The holy man stands so ... because he is pleading for men before the King of Kings in the consistorium of heaven. Men entrusted themselves to him because he was thought to have won his way to intimacy with God.
The holy man's reputation was, however, the result of concrete acts on behalf of people. The report of their esteem reached higher and higher circles of power within Byzantine society. Though historians have often portrayed Byzantine politics as highly centralized and arbitrary, there is at levels just below the imperial bureaucracy a diffuse network, "a proliferation of little centres of power that competed with the vested hierarchy of Church and State." Byzantine society consisted of "a fibrous growth of informal, unarticulated relationships." In such a system, the holy man and hermit was seen as having a "grip on the keys of heaven."
Brown concludes that the holy man's role extended to healer and confessor, two essential psychological and symbolic functions. "The holy man resolved a dilemma inherent in early Christian piety." Whereas God is "remote and unflinching," the hermit, unlike any other human being, is visible, understanding, charitable but just; he is an "allayer of anxiety," a "professional in a world of amateurs" that included priests and bishops. And so, "caught between a bottomless God and an archaic system of public penance, laymen flooded to the holy man."
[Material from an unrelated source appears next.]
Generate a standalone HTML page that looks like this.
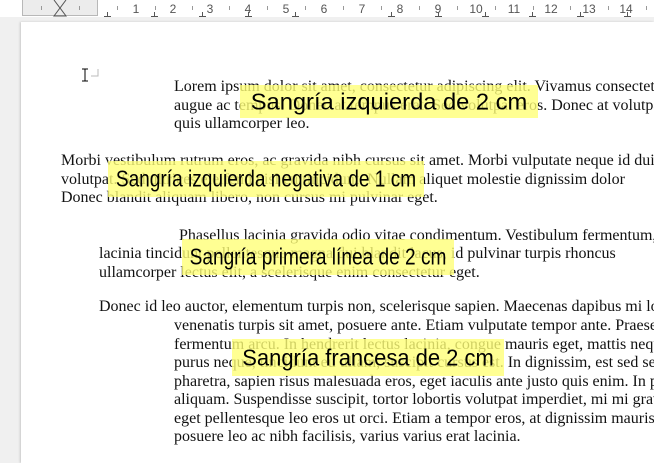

Anthropologically, too, one may see the hermit at this time filling a vacuum in a patriarchal society that sunders the roles of men and women, adding a voice of sympathy and holiness to a chaotic world. The hermit further assumes a prophetic function. He addresses the "silence of the oracle," that is, the absence of a sense of the future offered by the pagan oracles but lost to a society dominated by abstruse theological interests. Brown offers these observations as a challenge to future observers of the history and nature of eremitism, all prefigured or crystallized in the role of the holy man in Late Antiquity.